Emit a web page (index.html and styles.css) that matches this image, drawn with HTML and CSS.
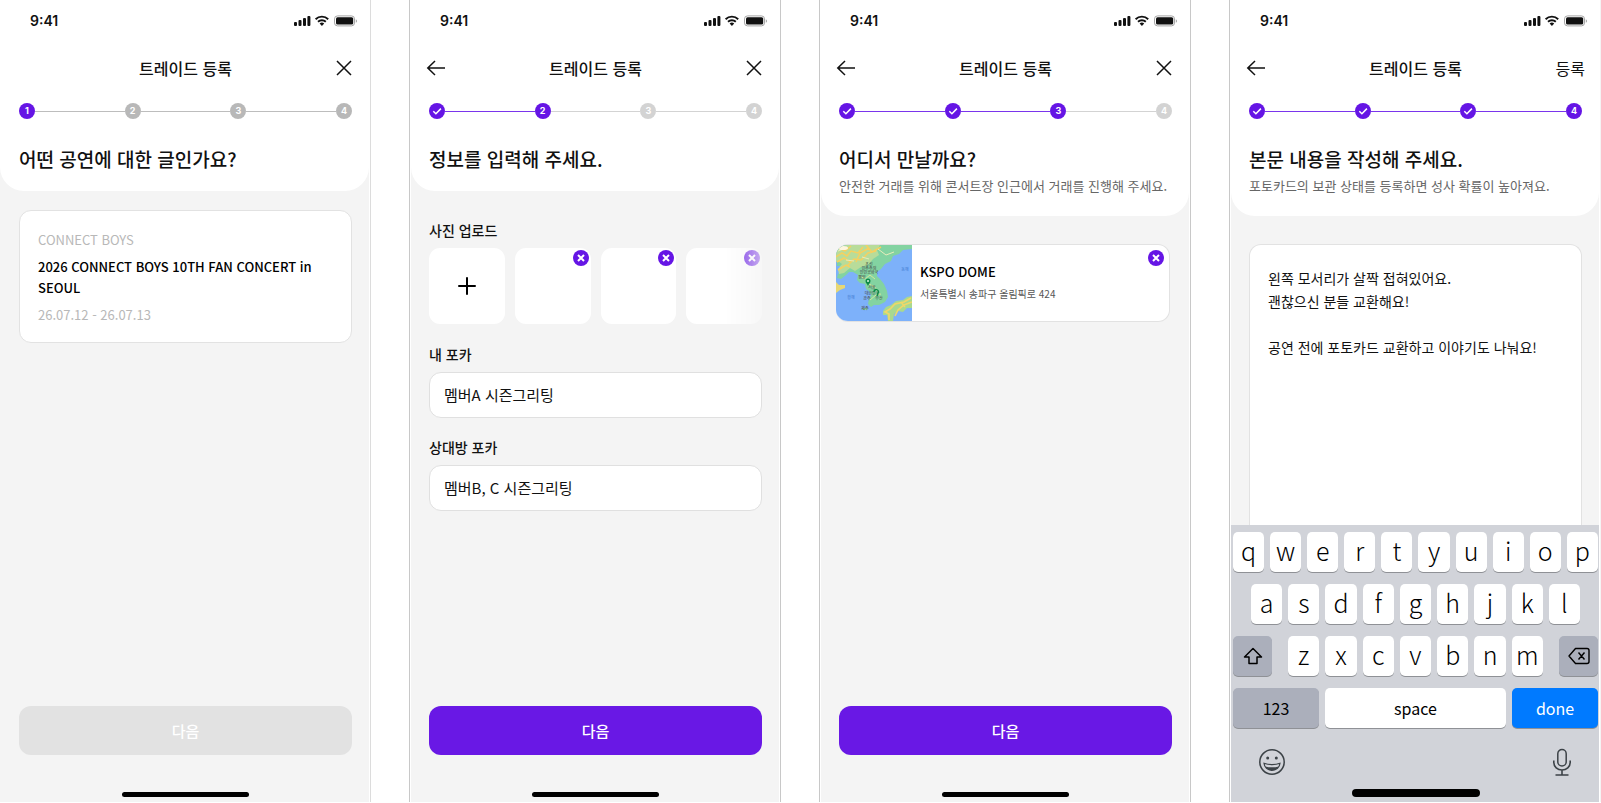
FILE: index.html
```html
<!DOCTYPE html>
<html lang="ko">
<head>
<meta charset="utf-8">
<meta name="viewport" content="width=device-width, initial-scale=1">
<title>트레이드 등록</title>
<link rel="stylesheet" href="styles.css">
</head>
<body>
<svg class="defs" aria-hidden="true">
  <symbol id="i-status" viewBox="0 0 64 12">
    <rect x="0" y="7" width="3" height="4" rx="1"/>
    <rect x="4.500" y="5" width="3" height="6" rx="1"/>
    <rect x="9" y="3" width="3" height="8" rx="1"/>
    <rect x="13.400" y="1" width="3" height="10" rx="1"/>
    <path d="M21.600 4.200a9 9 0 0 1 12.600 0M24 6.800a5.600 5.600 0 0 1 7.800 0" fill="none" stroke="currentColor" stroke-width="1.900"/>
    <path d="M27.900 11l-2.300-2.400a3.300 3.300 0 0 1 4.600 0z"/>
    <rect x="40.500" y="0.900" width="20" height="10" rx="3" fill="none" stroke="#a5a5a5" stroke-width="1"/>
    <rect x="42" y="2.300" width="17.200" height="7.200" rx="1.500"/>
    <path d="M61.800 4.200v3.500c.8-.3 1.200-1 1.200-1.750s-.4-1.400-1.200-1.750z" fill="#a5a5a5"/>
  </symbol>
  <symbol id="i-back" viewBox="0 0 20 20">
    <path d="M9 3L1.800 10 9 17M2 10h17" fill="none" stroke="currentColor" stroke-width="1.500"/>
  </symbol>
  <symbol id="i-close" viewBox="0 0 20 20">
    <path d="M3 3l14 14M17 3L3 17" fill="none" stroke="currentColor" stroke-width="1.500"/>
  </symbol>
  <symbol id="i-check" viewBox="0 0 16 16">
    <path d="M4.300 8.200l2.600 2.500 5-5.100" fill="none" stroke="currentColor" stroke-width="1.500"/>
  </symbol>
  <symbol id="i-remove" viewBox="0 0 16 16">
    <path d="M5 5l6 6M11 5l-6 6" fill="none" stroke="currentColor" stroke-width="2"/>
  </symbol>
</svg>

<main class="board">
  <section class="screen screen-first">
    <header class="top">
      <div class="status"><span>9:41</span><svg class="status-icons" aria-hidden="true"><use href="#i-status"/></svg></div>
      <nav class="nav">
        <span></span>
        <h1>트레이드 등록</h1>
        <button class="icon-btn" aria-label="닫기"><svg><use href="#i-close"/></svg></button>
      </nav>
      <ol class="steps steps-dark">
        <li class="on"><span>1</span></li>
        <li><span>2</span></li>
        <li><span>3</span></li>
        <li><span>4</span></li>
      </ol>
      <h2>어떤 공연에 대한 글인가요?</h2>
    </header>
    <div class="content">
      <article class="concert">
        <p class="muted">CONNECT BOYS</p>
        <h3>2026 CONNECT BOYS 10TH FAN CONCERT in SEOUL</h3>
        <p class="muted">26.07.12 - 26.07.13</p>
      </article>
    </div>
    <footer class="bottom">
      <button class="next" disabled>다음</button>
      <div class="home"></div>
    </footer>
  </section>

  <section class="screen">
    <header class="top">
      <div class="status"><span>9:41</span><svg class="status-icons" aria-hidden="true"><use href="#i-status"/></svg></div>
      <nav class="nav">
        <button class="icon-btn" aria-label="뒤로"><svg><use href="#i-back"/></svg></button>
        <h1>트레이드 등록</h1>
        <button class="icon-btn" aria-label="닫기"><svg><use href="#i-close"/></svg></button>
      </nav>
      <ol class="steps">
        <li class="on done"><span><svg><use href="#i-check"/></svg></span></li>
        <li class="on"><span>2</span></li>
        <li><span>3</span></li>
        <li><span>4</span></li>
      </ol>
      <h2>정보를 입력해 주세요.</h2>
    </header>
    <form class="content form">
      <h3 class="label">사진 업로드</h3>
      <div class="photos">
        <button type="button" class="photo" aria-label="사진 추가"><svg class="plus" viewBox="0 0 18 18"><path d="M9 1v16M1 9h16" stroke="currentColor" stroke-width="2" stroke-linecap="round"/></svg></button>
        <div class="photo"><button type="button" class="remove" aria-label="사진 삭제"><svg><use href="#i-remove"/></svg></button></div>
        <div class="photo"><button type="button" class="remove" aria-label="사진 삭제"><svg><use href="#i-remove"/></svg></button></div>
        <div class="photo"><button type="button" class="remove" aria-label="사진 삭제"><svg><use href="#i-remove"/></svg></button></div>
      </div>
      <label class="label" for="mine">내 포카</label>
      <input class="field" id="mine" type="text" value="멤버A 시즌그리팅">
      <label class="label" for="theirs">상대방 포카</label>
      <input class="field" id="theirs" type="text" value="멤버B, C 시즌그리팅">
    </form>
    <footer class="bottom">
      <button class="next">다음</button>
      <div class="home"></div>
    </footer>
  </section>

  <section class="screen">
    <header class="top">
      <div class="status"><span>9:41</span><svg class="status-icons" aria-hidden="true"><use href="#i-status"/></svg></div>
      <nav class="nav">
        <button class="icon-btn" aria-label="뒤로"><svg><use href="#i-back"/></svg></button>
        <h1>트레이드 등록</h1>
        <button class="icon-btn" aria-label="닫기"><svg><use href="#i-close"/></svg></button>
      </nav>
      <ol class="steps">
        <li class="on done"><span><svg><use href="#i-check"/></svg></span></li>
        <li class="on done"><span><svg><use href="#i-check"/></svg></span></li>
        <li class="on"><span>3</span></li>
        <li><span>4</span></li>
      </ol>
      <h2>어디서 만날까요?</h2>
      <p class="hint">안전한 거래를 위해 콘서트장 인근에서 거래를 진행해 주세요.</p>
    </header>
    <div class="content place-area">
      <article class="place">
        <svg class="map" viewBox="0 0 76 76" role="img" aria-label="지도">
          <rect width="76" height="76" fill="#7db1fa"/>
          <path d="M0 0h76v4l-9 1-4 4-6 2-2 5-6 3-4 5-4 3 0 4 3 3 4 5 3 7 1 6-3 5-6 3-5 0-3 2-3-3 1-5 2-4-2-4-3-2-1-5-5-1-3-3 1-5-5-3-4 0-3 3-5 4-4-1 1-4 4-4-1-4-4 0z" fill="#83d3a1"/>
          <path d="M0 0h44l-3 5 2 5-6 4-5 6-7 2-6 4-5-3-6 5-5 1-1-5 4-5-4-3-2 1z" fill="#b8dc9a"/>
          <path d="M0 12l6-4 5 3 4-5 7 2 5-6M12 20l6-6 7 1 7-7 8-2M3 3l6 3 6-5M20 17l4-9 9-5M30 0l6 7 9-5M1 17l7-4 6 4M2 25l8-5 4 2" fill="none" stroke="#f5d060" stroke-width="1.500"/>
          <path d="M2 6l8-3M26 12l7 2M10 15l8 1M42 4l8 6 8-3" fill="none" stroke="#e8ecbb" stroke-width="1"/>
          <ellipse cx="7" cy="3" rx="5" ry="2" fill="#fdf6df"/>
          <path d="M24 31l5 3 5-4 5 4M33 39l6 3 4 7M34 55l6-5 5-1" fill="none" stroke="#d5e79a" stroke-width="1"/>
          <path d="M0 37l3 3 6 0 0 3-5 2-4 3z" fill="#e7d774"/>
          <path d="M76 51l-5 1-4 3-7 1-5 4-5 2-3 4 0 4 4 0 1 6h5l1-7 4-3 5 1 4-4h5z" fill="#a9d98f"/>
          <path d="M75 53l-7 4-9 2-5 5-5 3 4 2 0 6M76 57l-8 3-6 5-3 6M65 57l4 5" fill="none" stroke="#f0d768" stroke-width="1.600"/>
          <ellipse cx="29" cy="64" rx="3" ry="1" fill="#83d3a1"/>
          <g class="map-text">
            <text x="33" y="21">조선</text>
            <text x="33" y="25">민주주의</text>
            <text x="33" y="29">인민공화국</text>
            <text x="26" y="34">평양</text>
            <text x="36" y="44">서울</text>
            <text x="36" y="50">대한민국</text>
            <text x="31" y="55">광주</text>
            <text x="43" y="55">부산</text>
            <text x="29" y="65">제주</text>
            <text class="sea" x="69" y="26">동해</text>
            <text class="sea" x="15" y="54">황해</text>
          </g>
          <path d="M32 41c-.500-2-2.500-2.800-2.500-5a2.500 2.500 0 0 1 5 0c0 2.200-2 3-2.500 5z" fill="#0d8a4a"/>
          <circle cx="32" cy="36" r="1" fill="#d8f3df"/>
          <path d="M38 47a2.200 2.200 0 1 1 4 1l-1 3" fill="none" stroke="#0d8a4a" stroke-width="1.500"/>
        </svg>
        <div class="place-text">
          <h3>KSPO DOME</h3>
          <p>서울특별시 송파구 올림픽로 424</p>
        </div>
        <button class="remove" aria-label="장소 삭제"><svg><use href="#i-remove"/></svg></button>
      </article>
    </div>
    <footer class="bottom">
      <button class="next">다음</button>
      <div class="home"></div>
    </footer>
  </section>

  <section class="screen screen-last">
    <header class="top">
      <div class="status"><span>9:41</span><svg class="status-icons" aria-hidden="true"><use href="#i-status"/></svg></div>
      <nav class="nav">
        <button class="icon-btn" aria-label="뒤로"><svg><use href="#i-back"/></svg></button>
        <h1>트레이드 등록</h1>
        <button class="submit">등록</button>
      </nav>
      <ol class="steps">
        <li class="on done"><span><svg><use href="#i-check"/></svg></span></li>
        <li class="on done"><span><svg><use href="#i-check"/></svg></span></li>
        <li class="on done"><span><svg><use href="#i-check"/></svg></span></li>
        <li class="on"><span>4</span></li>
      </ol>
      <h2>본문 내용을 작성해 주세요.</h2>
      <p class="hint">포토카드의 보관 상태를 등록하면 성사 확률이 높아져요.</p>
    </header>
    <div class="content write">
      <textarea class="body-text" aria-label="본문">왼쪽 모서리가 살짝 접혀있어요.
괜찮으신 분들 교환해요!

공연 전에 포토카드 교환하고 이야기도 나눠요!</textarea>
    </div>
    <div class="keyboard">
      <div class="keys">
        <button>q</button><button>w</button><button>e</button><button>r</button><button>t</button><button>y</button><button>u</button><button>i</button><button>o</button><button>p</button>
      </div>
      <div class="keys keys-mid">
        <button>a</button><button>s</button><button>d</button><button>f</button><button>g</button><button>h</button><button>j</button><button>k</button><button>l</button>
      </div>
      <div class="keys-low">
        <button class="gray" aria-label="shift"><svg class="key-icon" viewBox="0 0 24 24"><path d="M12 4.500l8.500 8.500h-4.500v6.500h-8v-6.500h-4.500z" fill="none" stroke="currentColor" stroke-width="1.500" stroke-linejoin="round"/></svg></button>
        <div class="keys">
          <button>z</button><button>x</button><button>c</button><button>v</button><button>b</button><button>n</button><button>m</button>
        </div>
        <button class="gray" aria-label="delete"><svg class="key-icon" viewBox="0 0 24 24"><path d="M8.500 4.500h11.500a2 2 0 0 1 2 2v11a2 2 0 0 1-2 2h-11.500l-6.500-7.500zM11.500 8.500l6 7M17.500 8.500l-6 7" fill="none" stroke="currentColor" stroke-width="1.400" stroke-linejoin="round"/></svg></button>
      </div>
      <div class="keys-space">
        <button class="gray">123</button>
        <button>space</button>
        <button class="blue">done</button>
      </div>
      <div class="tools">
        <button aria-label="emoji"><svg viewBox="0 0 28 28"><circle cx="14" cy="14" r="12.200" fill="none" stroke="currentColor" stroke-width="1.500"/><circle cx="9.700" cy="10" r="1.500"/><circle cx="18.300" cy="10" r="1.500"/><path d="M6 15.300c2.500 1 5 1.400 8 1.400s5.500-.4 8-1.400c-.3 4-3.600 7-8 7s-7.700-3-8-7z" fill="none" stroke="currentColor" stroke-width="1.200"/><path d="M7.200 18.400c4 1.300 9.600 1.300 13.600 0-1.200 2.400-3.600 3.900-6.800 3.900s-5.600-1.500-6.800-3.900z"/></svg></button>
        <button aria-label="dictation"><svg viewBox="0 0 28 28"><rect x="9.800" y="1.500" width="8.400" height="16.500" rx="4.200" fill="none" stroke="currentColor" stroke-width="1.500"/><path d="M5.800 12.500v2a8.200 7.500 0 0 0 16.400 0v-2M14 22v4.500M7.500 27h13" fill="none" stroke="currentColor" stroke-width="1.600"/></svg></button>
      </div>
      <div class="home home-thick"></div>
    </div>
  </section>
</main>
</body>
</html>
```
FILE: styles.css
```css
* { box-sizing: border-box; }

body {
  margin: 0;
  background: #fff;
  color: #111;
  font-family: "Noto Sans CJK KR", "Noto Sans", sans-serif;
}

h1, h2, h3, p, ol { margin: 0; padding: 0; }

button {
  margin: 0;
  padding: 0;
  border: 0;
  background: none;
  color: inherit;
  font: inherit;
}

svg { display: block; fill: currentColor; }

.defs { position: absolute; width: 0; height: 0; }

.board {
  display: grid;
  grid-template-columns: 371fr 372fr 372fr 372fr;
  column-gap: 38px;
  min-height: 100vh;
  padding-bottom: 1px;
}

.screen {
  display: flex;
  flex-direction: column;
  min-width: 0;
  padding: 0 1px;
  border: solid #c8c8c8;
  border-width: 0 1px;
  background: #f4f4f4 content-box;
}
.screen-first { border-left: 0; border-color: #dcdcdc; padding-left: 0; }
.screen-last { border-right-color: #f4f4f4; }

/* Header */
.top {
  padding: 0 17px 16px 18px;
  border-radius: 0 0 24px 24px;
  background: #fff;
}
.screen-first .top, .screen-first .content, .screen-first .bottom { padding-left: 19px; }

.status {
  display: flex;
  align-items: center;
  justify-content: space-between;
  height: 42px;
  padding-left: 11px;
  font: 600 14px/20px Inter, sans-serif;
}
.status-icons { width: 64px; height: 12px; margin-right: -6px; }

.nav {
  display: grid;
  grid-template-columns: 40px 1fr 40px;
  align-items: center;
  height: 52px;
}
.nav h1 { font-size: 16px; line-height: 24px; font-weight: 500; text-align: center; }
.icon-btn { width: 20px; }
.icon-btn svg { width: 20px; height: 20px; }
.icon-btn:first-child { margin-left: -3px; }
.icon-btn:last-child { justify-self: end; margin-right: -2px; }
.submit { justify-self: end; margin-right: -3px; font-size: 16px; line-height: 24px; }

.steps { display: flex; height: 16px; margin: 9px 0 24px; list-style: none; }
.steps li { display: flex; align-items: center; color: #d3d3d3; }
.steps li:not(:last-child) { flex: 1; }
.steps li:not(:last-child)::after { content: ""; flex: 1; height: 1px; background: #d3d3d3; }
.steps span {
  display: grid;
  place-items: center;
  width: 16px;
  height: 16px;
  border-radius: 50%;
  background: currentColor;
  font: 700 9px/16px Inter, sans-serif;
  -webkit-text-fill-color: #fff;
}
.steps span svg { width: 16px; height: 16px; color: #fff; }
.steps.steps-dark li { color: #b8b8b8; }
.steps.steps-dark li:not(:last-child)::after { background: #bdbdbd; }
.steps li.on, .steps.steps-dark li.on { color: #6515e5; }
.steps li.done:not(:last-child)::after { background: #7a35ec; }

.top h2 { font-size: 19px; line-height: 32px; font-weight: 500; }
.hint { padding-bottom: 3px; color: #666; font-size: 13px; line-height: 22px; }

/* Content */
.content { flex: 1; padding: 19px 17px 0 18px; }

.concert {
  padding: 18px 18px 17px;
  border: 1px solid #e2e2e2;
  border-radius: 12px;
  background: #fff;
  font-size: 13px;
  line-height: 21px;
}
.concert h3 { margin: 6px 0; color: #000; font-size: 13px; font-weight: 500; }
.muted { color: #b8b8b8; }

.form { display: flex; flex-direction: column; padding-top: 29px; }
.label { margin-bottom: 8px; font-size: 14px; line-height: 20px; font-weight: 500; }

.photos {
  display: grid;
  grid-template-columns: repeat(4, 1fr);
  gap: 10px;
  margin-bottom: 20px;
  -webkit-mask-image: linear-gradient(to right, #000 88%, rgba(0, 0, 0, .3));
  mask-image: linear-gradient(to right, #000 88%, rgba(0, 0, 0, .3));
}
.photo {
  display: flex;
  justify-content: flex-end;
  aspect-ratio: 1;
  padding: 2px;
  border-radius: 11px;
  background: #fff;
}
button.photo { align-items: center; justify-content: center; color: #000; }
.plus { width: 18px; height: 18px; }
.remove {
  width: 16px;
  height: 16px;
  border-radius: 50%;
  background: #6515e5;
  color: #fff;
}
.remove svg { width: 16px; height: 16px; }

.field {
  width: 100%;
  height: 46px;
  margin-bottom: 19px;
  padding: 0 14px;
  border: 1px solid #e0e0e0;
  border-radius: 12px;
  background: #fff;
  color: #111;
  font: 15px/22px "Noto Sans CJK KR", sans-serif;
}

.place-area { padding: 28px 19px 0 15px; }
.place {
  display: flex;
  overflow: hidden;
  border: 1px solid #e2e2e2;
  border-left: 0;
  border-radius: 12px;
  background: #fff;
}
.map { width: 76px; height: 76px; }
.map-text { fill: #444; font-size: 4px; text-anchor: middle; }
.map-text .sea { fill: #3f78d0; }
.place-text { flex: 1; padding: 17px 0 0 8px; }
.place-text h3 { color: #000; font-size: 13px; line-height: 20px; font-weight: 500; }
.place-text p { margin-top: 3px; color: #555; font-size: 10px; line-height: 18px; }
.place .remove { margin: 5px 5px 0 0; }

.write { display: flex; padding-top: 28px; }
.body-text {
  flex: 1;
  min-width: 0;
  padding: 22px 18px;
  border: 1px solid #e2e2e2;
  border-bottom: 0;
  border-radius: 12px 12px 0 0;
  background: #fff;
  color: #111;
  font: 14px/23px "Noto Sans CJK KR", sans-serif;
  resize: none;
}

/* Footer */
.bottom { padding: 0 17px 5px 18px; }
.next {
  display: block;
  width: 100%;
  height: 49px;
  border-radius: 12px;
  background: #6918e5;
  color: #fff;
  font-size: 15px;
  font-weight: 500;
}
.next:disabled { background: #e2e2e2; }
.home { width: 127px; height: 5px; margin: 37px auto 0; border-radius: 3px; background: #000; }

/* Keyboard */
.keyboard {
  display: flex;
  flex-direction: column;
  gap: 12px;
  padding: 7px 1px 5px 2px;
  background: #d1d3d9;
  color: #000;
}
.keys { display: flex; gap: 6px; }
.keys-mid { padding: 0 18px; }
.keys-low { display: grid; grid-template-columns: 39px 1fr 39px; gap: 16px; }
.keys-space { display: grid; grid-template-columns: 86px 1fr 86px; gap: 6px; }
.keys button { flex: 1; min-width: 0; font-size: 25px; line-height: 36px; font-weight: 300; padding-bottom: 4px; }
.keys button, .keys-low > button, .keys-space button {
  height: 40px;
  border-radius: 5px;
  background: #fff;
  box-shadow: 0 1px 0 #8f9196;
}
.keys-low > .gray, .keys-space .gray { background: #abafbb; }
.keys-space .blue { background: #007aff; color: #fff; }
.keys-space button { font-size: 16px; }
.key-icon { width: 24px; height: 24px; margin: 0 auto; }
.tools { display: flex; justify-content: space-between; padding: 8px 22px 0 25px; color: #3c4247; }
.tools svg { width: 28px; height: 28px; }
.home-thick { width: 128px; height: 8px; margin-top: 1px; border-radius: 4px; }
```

◇ ◇ ◇

# What to produce:
Copy all lines from the material that contain "index".

# Answer to the exercise:
Emit a web page (index.html and styles.css) that matches this image, drawn with HTML and CSS.
FILE: index.html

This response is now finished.